My favorite, so far, is to buy the Brushy Mt. Hive top feeder (not the miller feeder), because the slot goes down the middle and the bees seem to find it better in moderately cold weather. I like the miller feeder because of the screened in area, but I also like the center slot. So I put a screen over the center leaving 3/8" for the bees to go over the top and down into the syrup on both sides of the center gap, so I can fill without facing bees and so the bees don't drown so much. None of my Brushy Mt feeders leaked. I don't remember for sure how many I have, probably six or seven of them. Maybe the shipper banged them around too much? Did you let Brushy Mt know? Maybe they can figure out how to improve it.


----------



## dickm (May 19, 2002)

I built 20 from the plans on this site and it was the best thing I ever did. If you are going to do it PM me for some modifications I made.

Dickm


----------



## Kieck (Dec 2, 2005)

I like the looks of the Brushy Mountain feeders, but I have no experience with them myself. The floats appeal to me; they look like a better method than others out there.

I use the Mann Lake hive top feeders. At the time I was ordering them, I wanted the plastic basins to prevent leaking. The screen access slots can plug up with dead bees, but I've never had one leak.

[ December 14, 2005, 10:43 AM: Message edited by: Jon Kieckhefer ]


----------



## notaclue (Jun 30, 2005)

I currently have the poly top feeder I got from Better Bee. I have very little trouble with drownings and when I refill it I take my time and after a few seconds the bees have retreated to the top and wait till I'm done. I do like this one. I believe Mann Lake may sell these also, but I can't swear to it.

I'm getting ready to build a couple Miller type Feeders and some designs I am curious about that I have come up with.


----------



## BaldyLocks (Apr 22, 2005)

I have some miller feeders I got from some place (who knows where) that were messed up with regard bee space. The bees could not crawl on the top bars of the frames directly under the miller-type feeder. Anyhow, I soon discovered that shb could easily fit into that space and it quickly became a problem. So, my point is, watch out for bee space, esp is shb is a problem in your area


----------



## John F (Dec 9, 2005)

I saw the picture above of the feeder that uses jars sat in a hole and on some sort of screen. I assume that you could use regular quart canning jars and poke a few holes in the lid. How many holes? How far can a bee reach? I guess this question needs some explaining. I imagine the screen is too small for bees to crawl through so they have to stick their tongues through the screen, across a small gap, and into the holes in the lid.

I guess I need a little explaination of the screen as well. It looks bigger than screendoor screen.

Thanks,

John


----------



## Michael Bush (Aug 2, 2002)

>I saw the picture above of the feeder that uses jars sat in a hole and on some sort of screen.
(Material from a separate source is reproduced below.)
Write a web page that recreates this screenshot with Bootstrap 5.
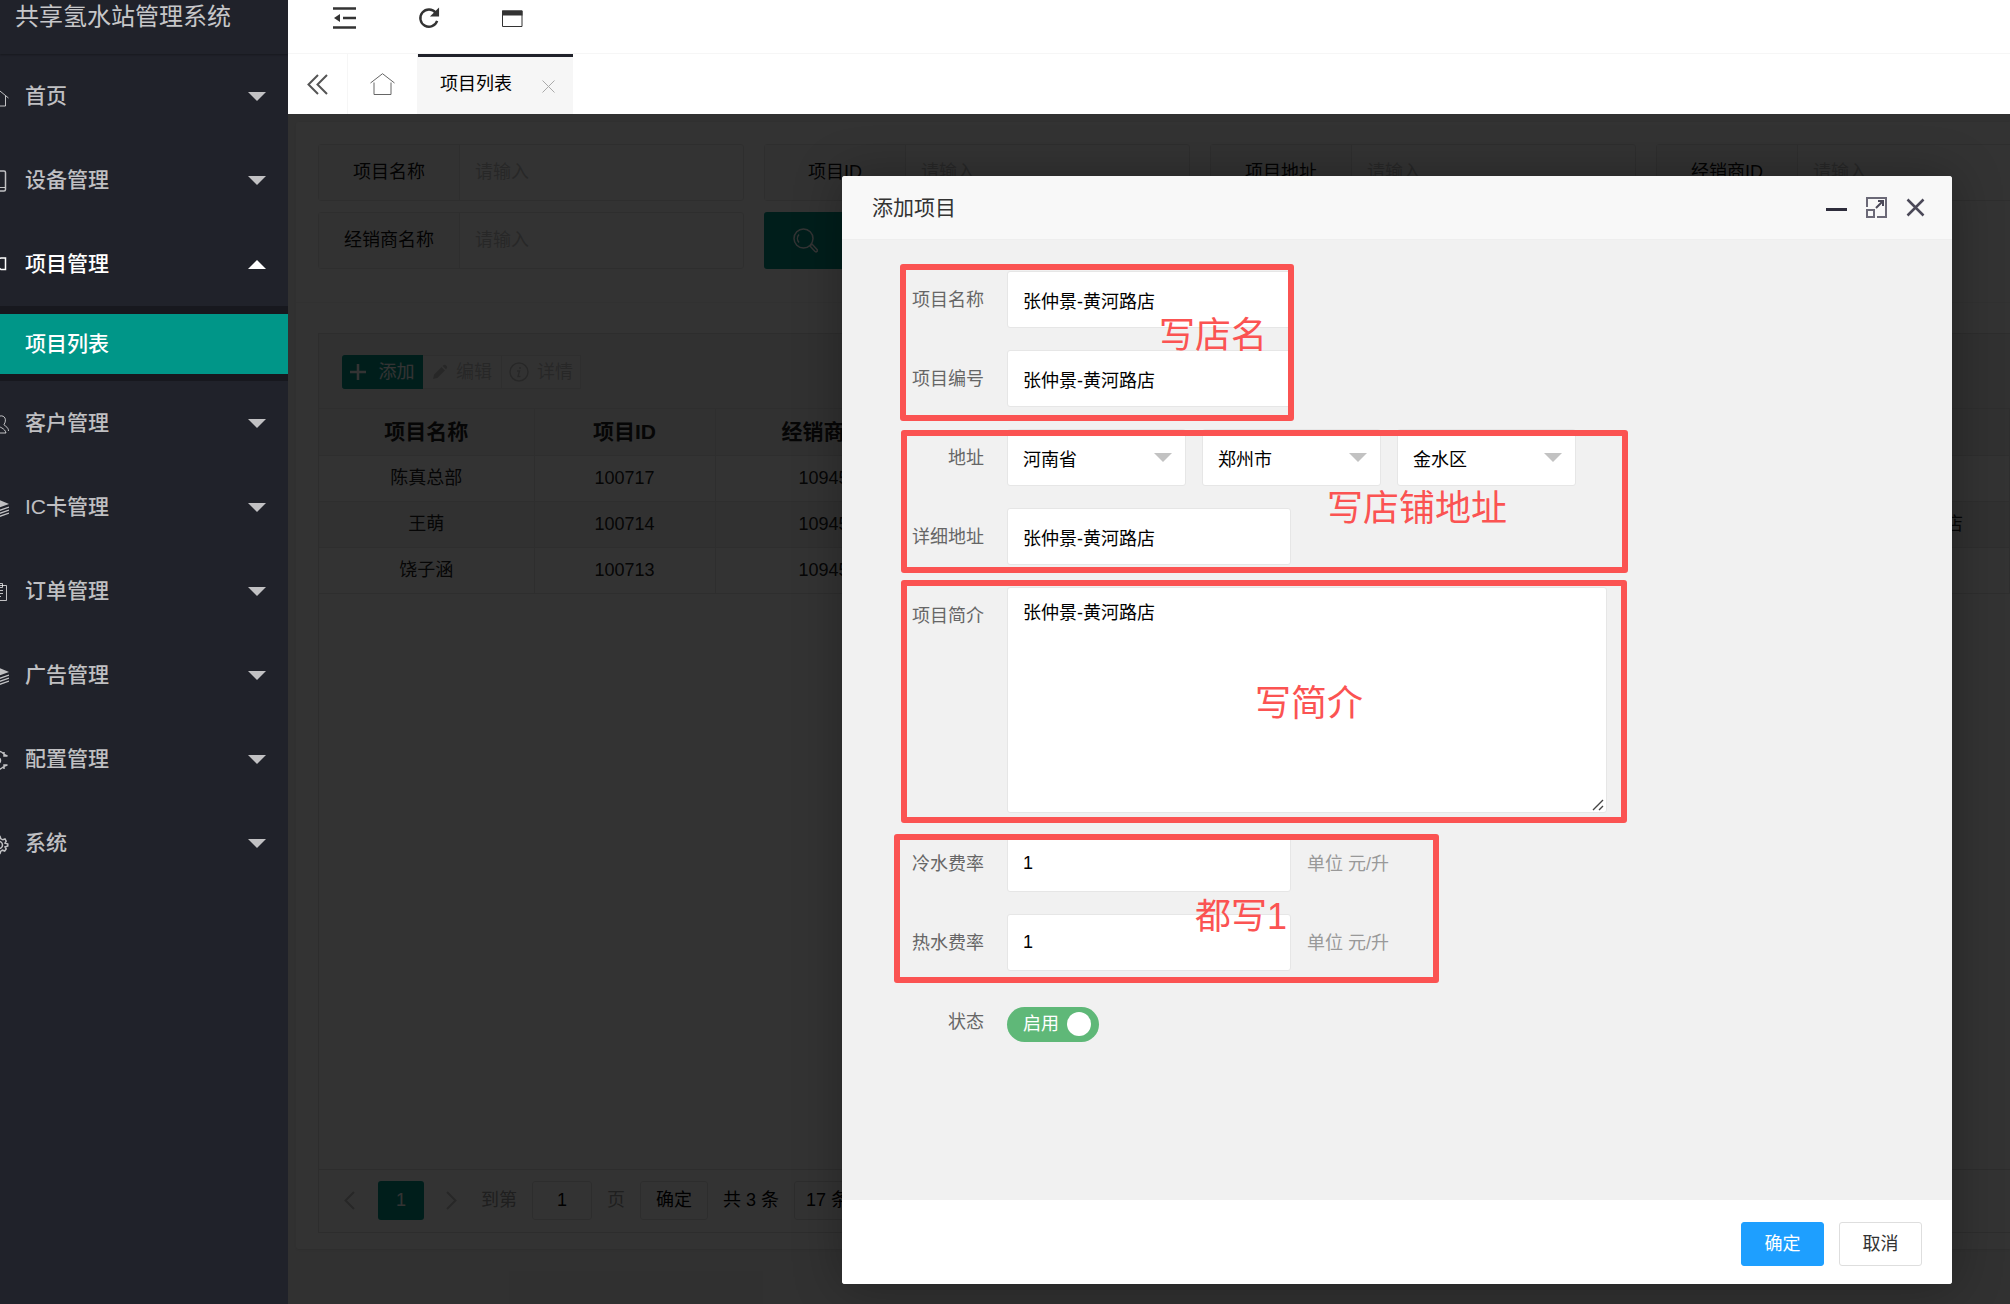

I put those in my inner covers but You can buy feeders that set on the inner cover from Walter T. Kelly that work similar.

>I assume that you could use regular quart canning jars and poke a few holes in the lid.

Basically, yes. I tend to use the mayonaise jar lids because they are flatter than the canning jar lids. Then when they sit on the #8 hardware cloth it's an easy reach for them. You can also buy lids with the holes already in them from Brushy Mt.

>How many holes?

I usually cover the hole lid with holes spaced about 1/4" apart or so. But youc an get by with only a few. It just slows down them taking it. For winter stores, I like them to really suck it down. For spring stimulation fewer holes might be adequate.

>How far can a bee reach?


I don't know for sure, but their tongue is about 6mm long total. I'm not sure how far out that protrudes, but that is a pretty good reach. I do try to minimize the distance they have to reach.

>I guess this question needs some explaining. I imagine the screen is too small for bees to crawl through

Correct.

> so they have to stick their tongues through the screen, across a small gap, and into the holes in the lid.

Correct.

>I guess I need a little explaination of the screen as well. It looks bigger than screendoor screen.

It is #8 hardware cloth (8 wires to the inch). #7 could work as long as the wires are straight, but they will squeeze through if a wire is bent (also the right size to screen pollen letting it fall through while filtering bee parts etc). The worker bees can squeeze through #6 (while loosing all their pollen), pass while losing some pollen through #5 and all of them, drones, queen and workers can pass through #4 but the mice can't.


----------



## Barbee (Jul 26, 2005)

I have Mann Lake top feeders with the plastic inserts. I really like them for filling and being able to check without opening the hive, but I swear bees are chewing holes in them. One developed a hold about the size of a pencil eraser and the second looked liked it was worn thin and then it cracked. One also had the wire mesh loose and if it ran dry, the feeder filled up with bees squeezing through between the wire mesh and it's groove. They never seemed to figure out how to get back through so I ended up with dead bees. 

I'm hoping to figure out the whys of my troubles and correct them. I'd like to stay with this type feeder. I did not like the side feeders at all.


----------



## Michael Bush (Aug 2, 2002)

I have a bunch of frame feeders and needed more feeders, so I used them again this fall. I cut floats for all of them. I still don't like the plastic ones a lot, but they do much better with a float. A latter made of #8 hardware cloth is nice too.


----------